I don't know any standard vocabulary for XML feature sets.
Conformance by transformation
Another kind of conformance is on the cards. In this kind of conformance, the document is first transformed into a set format, then the transformed document is validated. This is useful when your validation is to ensure that required information items are present, but you are not concerned with superficialities or details with dialect.
For example, ISO DSRL supports namespace, element, attribute and value renaming. And I see that the GRDDL language allows you to attach a stylesheet to a document to extract RDF triples, which could in turn be validated to check for required patterns.
Conformance in the floating world
This article has looked at some trends and challenges for document validation.
The challenges come in two classes: first, raw capabilities for lifecycle support for standards; second, coping with transitions from technologies defined by implementation to technologies defined by standards with the necessary agility.

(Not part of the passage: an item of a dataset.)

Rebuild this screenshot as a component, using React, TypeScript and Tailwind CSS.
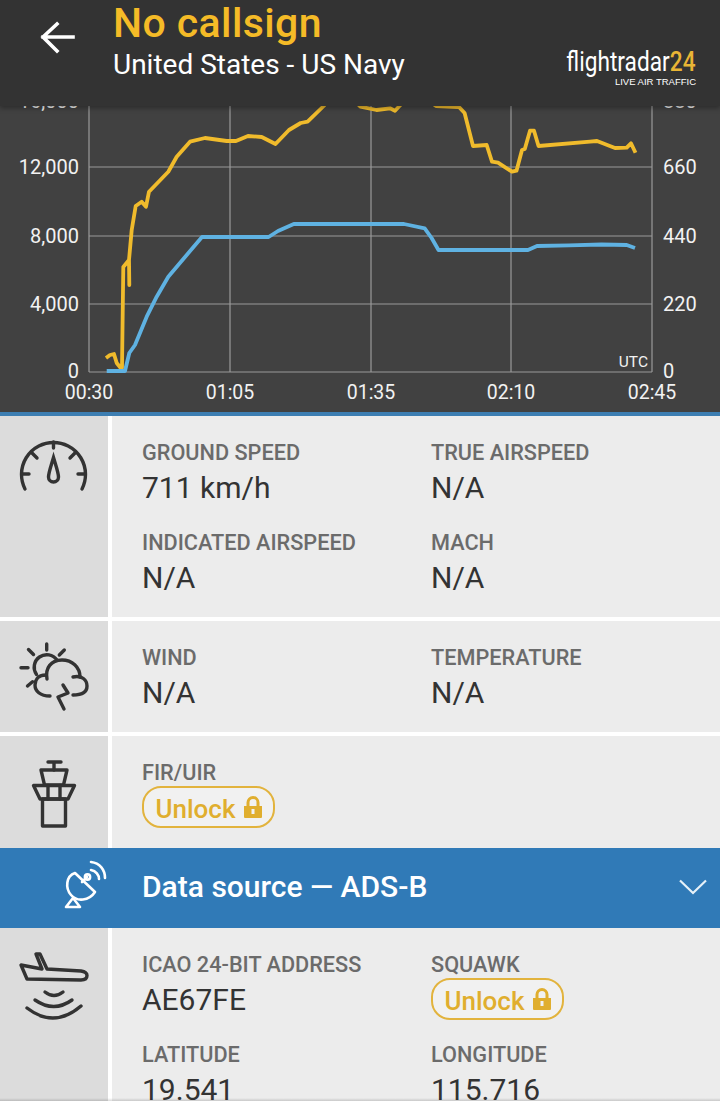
import React from "react";

const altitude =
  "106,358 110,355 114,354 116.7,363 120.7,368 122,368 123.3,267 129,260 129.3,285 129,260 131.7,230 135.7,206 141.7,201.7 146,206.7 149,191.7 168.3,171.7 176.7,156.7 190,141.7 205,138 226.7,141 236,141 248,136 261.7,137 275.5,144 289,130 300.7,123 307.6,121.7 323.7,106 335,92 350,96 360.4,106.7 376.5,110 390,108.3 395,110.7 399.5,106 410,95 425,98 436,106 459,107 464.6,113 473,146 486.7,145 492,161.7 498,162.7 512,171.7 516.5,170.7 522,150 524.8,149 530,130.7 534,130.7 538.5,146 590,141.7 597,141 615,148 626.7,147.7 631,143.3 635.5,152.7";
const speed =
  "106.7,371 125,371 129.3,353 135,345 146.7,316.7 156.7,296.7 168.3,276.7 186.7,255 202,237 268.6,237 278,231 293.8,224 404,224 424.7,228.3 431.6,238 438.5,250 528,250 537,246 569,245.3 601.5,244.5 626.7,245 635,248";

const gridY = [99, 167, 236, 304, 372];
const gridX = [89, 230, 371, 511, 652];
const leftLabels = [
  ["16,000", 108],
  ["12,000", 174],
  ["8,000", 243],
  ["4,000", 311],
  ["0", 378],
] as const;
const rightLabels = [
  ["880", 108],
  ["660", 174],
  ["440", 243],
  ["220", 311],
  ["0", 378],
] as const;
const timeLabels = [
  ["00:30", 89],
  ["01:05", 230],
  ["01:35", 371],
  ["02:10", 511],
  ["02:45", 652],
] as const;

const FlightChart = () => (
  <div className="h-[306px] bg-[#414141]">
    <svg
      width="720"
      height="306"
      viewBox="0 106 720 306"
      className="overflow-visible"
      style={{ fontFamily: "Roboto, sans-serif" }}
    >
      {gridY.map((y) => (
        <line key={y} x1="89" x2="652" y1={y} y2={y} stroke="#9a9a9a" strokeWidth="1.2" />
      ))}
      {gridX.map((x) => (
        <line key={x} x1={x} x2={x} y1="90" y2="372" stroke="#9a9a9a" strokeWidth="1.2" />
      ))}
      <polyline points={altitude} fill="none" stroke="#f0bb2c" strokeWidth="3.8" strokeLinejoin="round" />
      <polyline points={speed} fill="none" stroke="#5fb2e2" strokeWidth="3.8" strokeLinejoin="round" />
      {leftLabels.map(([t, y]) => (
        <text key={t} x="79" y={y} textAnchor="end" fontSize="20" fill="#f2f2f2">
          {t}
        </text>
      ))}
      {rightLabels.map(([t, y]) => (
        <text key={t} x="663" y={y} fontSize="20" fill="#f2f2f2">
          {t}
        </text>
      ))}
      {timeLabels.map(([t, x]) => (
        <text key={t} x={x} y="399" textAnchor="middle" fontSize="19.5" fill="#f2f2f2">
          {t}
        </text>
      ))}
      <text x="648" y="367" textAnchor="end" fontSize="15.5" fill="#f2f2f2">
        UTC
      </text>
    </svg>
  </div>
);

const GaugeIcon = () => (
  <svg width="108" height="100" viewBox="0 0 108 100" fill="none" stroke="#333" strokeWidth="3.4" strokeLinecap="round">
    <path d="M25 73 A32 32 0 1 1 82 73" />
    <path d="M53.5 26v6M22 58h7M78 58h7M32 37l5 5M75 37l-5 5" />
    <path d="M53.5 41.5 C51 50 48.5 57 48.5 61 a5 5 0 0 0 10 0 C58.5 57 56 50 53.5 41.5Z" />
  </svg>
);

const WeatherIcon = () => (
  <svg width="108" height="100" viewBox="0 0 108 100" fill="none" stroke="#333" strokeWidth="3.4" strokeLinecap="round" strokeLinejoin="round">
    <path d="M46.7 23v6M21 46.7h7M28.5 28.5l5 5M64.3 29l-5 5M27.5 65l5-4.3" />
    <path d="M36.5 53.5 A11.5 11.5 0 0 1 57 39" />
    <path d="M47 58 C45 47 51 39 62 39 C72 39 80 46 80 56" />
    <path d="M46 54 C37 54 35 60 35 64 C35 70 40 75 50 75" />
    <path d="M73 56 C82 54 87 59 87 65 C87 71 82 74 73 74" />
    <path d="M63 64 L68 72 L58 76 L64 88" />
  </svg>
);

const TowerIcon = () => (
  <svg width="108" height="100" viewBox="0 0 108 100" fill="none" stroke="#333" strokeWidth="3.4" strokeLinejoin="round" strokeLinecap="round">
    <path d="M48 26h13M54 26v8" />
    <path d="M41 34h26l-3.5 15h-19Z" />
    <path d="M33.5 49.5h41L68 63H40Z" />
    <path d="M48 49.5V63M60 49.5V63" />
    <path d="M42.5 63h23v27h-23Z" />
  </svg>
);

const DishIcon = () => (
  <svg width="108" height="80" viewBox="0 0 108 80" fill="none" stroke="#fff" strokeWidth="2.6" strokeLinecap="round" strokeLinejoin="round">
    <path d="M75 25 C66 28 65 40 71 47 C77 54 89 53 95 44Z" />
    <path d="M82 34 L87 29" />
    <circle cx="87.5" cy="29" r="2.6" />
    <path d="M91 22 C96 23 99 27 99 31" />
    <path d="M91 14 C100 15 105 22 105 30" />
    <path d="M73 50 L66 59 H80Z" />
  </svg>
);

const PlaneIcon = () => (
  <svg width="108" height="110" viewBox="0 0 108 110" fill="none" stroke="#333" strokeWidth="3.4" strokeLinejoin="round" strokeLinecap="round">
    <path d="M21 37 L42 41 L36 26 H40 L47 41 L81 43 Q87 44 87 47.5 Q87 52 81 52 L27 51 Z" />
    <path d="M45 64 Q54 71 63 64" />
    <path d="M35 72 Q54 85 72 72" />
    <path d="M27 80 Q54 101 81 78" />
  </svg>
);

const UnlockPill = () => (
  <div className="flex h-[42px] w-[133px] items-center justify-center gap-[8px] rounded-[19px] border-2 border-[#e2b33d] bg-[#f1f1f1] text-[26px] font-medium text-[#e0ae2e]">
    <span className="mt-1">Unlock</span>
    <svg width="18" height="22" viewBox="0 0 18 22" fill="#e0ae2e">
      <path fillRule="evenodd" d="M0 10h18v11a1 1 0 0 1-1 1H1a1 1 0 0 1-1-1ZM7.5 13v5h3v-5Z" />
      <path d="M2.5 10V6.5a6.5 6.5 0 0 1 13 0V10h-3V6.5a3.5 3.5 0 0 0-7 0V10Z" />
    </svg>
  </div>
);

type FieldProps = { label: string; value?: string; locked?: boolean };

const Field = ({ label, value, locked }: FieldProps) => (
  <div>
    <div className="h-[28px] text-[21.7px] leading-[30px] font-medium whitespace-nowrap text-[#6b6b6b]">{label}</div>
    {locked ? (
      <UnlockPill />
    ) : (
      <div className="h-[44px] text-[30px] leading-[44px] text-[#333]">{value}</div>
    )}
  </div>
);

type RowProps = { icon: React.ReactNode; fields: FieldProps[]; className: string };

const Row = ({ icon, fields, className }: RowProps) => (
  <div className={`flex ${className}`}>
    <div className="w-[108px] shrink-0 bg-[#dcdcdc]">{icon}</div>
    <div className="ml-1 grid flex-1 grid-cols-[289px_1fr] content-start gap-y-[18px] bg-[#ececec] pt-[22px] pl-[30px]">
      {fields.map((f) => (
        <Field key={f.label} {...f} />
      ))}
    </div>
  </div>
);

export default function App() {
  return (
    <div
      className="relative h-[1101px] w-[720px] overflow-hidden bg-white"
      style={{ fontFamily: "Roboto, sans-serif" }}
    >
      <header className="relative z-10 flex h-[106px] bg-[#333333] shadow-[0_2px_5px_rgba(0,0,0,0.35)]">
        <div className="flex w-[113px] shrink-0 justify-start pt-[21px] pl-[40px]">
          <svg width="36" height="34" viewBox="0 0 36 34" fill="none" stroke="#fff" strokeWidth="3.6" strokeLinecap="square">
            <path d="M3 16h30M17 3 3 16l14 14" />
          </svg>
        </div>
        <div className="flex-1">
          <div className="h-[46px] text-[41px] leading-[46px] font-medium tracking-[0.4px] text-[#f5bb27]">No callsign</div>
          <div className="mt-[1px] text-[28px] leading-[36px] text-white">United States - US Navy</div>
        </div>
        <div className="flex w-[170px] flex-col items-end pt-[48px] pr-[24px]">
          <div className="h-[29px] origin-right scale-x-[0.81] text-[28px] leading-[28px] font-normal whitespace-nowrap text-white">
            flightradar<span className="font-medium text-[#e9b535]">24</span>
          </div>
          <div className="text-[9.5px] leading-[10px] whitespace-nowrap text-white" style={{ fontFamily: '"Liberation Sans", sans-serif' }}>
            LIVE AIR TRAFFIC
          </div>
        </div>
      </header>

      <FlightChart />
      <div className="h-1 bg-[#3d7eb2]" />

      <Row
        className="h-[201px]"
        icon={<GaugeIcon />}
        fields={[
          { label: "GROUND SPEED", value: "711 km/h" },
          { label: "TRUE AIRSPEED", value: "N/A" },
          { label: "INDICATED AIRSPEED", value: "N/A" },
          { label: "MACH", value: "N/A" },
        ]}
      />
      <Row
        className="mt-1 h-[111px]"
        icon={<WeatherIcon />}
        fields={[
          { label: "WIND", value: "N/A" },
          { label: "TEMPERATURE", value: "N/A" },
        ]}
      />
      <Row className="mt-1 h-[112px]" icon={<TowerIcon />} fields={[{ label: "FIR/UIR", locked: true }]} />

      <div className="flex h-[80px] items-center bg-[#307ab7] text-white">
        <div className="w-[142px] shrink-0 self-start">
          <DishIcon />
        </div>
        <div className="mb-1 flex-1 text-[30px] font-medium">Data source — ADS-B</div>
        <svg className="mr-[13px] mb-[2px]" width="28" height="16" viewBox="0 0 28 16" fill="none" stroke="#e6f1f8" strokeWidth="2.2">
          <path d="M1 1.5 14 14 27 1.5" />
        </svg>
      </div>

      <Row
        className="h-[173px]"
        icon={<PlaneIcon />}
        fields={[
          { label: "ICAO 24-BIT ADDRESS", value: "AE67FE" },
          { label: "SQUAWK", locked: true },
          { label: "LATITUDE", value: "19.541" },
          { label: "LONGITUDE", value: "115.716" },
        ]}
      />
      {/* faint shadow of the nav bar along the bottom edge */}
      <div className="absolute inset-x-0 bottom-0 h-[3px] bg-linear-to-b from-transparent to-black/15" />
    </div>
  );
}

(There are many other minor challenges: validating sliced and diced documents distributed as parts in a ZIP archive, for example.)
Of course, we can only know which mechanisms a standard will have needed to support it in hindsight. And in the absence of hindsight, the trend is still to downplay special features for versioning and dialect issues. I have to confess that it is not at all clear to me which of the various mechanisms above are effective or even necessarily exclude each other.
It is not impossible that a very large, complex schema that is expected to evolve over the next decades might actually turn out to need MCE with different namespaces plus a major/minor version number system plus a feature set system plus a DSRL renaming system plus a profiling system! Let's hope not: it is difficult to get standards makers to even adopt one, let alone multiple ones. This may be a rationale response to the intuition that each individual solution will not go far enough to be useful, I suppose. Standards-making stakeholders working on the XML-in-ZIP specifications will be increasingly grappling with this kind of issue, just as a function of the maturity of XML.